Aucklanders abandon the city between the middle of December and the middle of January as much of the country goes on holiday.  Last year was my first Christmas in Auckland, but I joined the exodus just after Christmas.  2107 would be my first New Year in Auckland.

Piha Beach south of Lion Rock
Piha Beach south of Lion Rock

Depending on where you are, the changes can be subtle. The crowd doesn’t look like much in the pictures above and below.  And I’m sure these beaches get much more crowded.  But it was very easily the most people I’ve ever seen at Piha Beach, or any of the west coast beaches.

At the top of Lion Rock I snapped my 40,000th picture with the digital camera I’m currently using.

Piha Beach north of Lion Rock - west coast beaches
Piha Beach north of Lion Rock

There’s much more to do at Piha, but it was a hot day and I had a shady spot in mind for lunch.  We walked along the beach to return to my car, and set out for the second of the day’s west coast beaches.

The carpark at Karekare Beach suggested even bigger crowds than at Piha.  Search “Karekare” for my posts about another of Auckland’s great west coast beaches.

Karekare Stream - west coast beaches
Karekare Stream

We didn’t head immediately toward the beach, but inland, across the bridge on Lone Kauri Road, to Karekare Falls.

Karekare Falls - west coast beaches
Karekare Falls

This picture from 2015 shows what I had in mind.  The picnic table wasn’t there on New Year’s Eve, so we made do with the low branches.

Karekare Falls picnic area in 2015 - west coast beaches
Karekare Falls picnic area in 2015
Karekare Falls picnic area in 2016 - west coast beaaches
Karekare Falls picnic area in 2016

After we arrived the area quickly filled with people.  Some took the opportunity to go for a swim.  The pool offers a calm alternative to the hazards of the Tasman Sea found at Auckland’s west coast beaches.

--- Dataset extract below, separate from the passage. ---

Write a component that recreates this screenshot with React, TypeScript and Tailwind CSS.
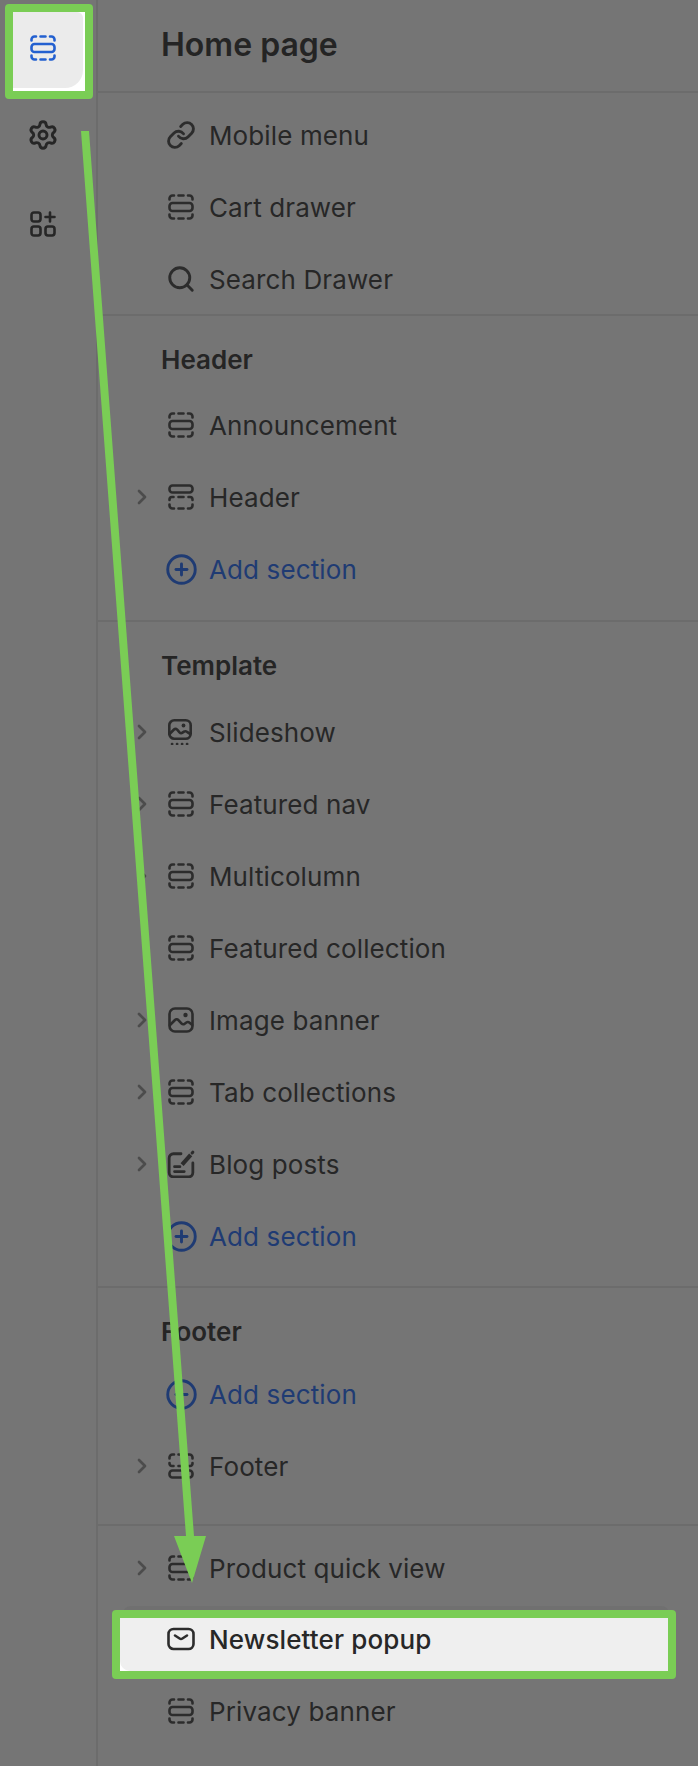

Karekare Falls- west coast beaches
Karekare Falls

After lunch we took the Pohutukawa Glade Walk to Karekare Beach.

Pohutukawa Glade Walk - west coast beaches
Pohutukawa Glade Walk

A walk in the waves in bare feet was highly refreshing.  But the black sand, where it wasn’t wet, was extremely hot.

Karekare Beach - west coast beaches
Karekare Beach

Walking in Karekare Stream back to the carpark was an outstanding solution to the hot sand problem.

Karekare Stream, Karekare Beach - west coast beaches
Karekare Stream, Karekare Beach

I concluded the tour with a visit to the Arataki Visitor Centre.  See my post on the visitor center for many more of the fantastic views of Auckland available there.

Auckland CBD and Sky Tower from the Waitakere Ranges Visitor Centre
Auckland CBD and Sky Tower, and Rangitoto Island,  from the Arataki Visitor Centre

For anyone who hasn’t seen Auckland’s west coast beaches, a tour like this can’t miss.  Home-cooked Mexican food with kiwi beer followed by brief and uninspired fireworks from the Sky Tower, viewed from a crowded to capacity Sulphur Beach, brought us to the end of 2016.

You can view the full gallery of 13 pictures below.  To view on imgur, click here.

The Big Smoke

I haven’t personally ever heard Auckland referred to as “The Big Smoke”.  But over the course of last summer, traveling around the South Island, I got to hear a lot of what kiwis outside of Auckland think about New Zealand‘s largest city.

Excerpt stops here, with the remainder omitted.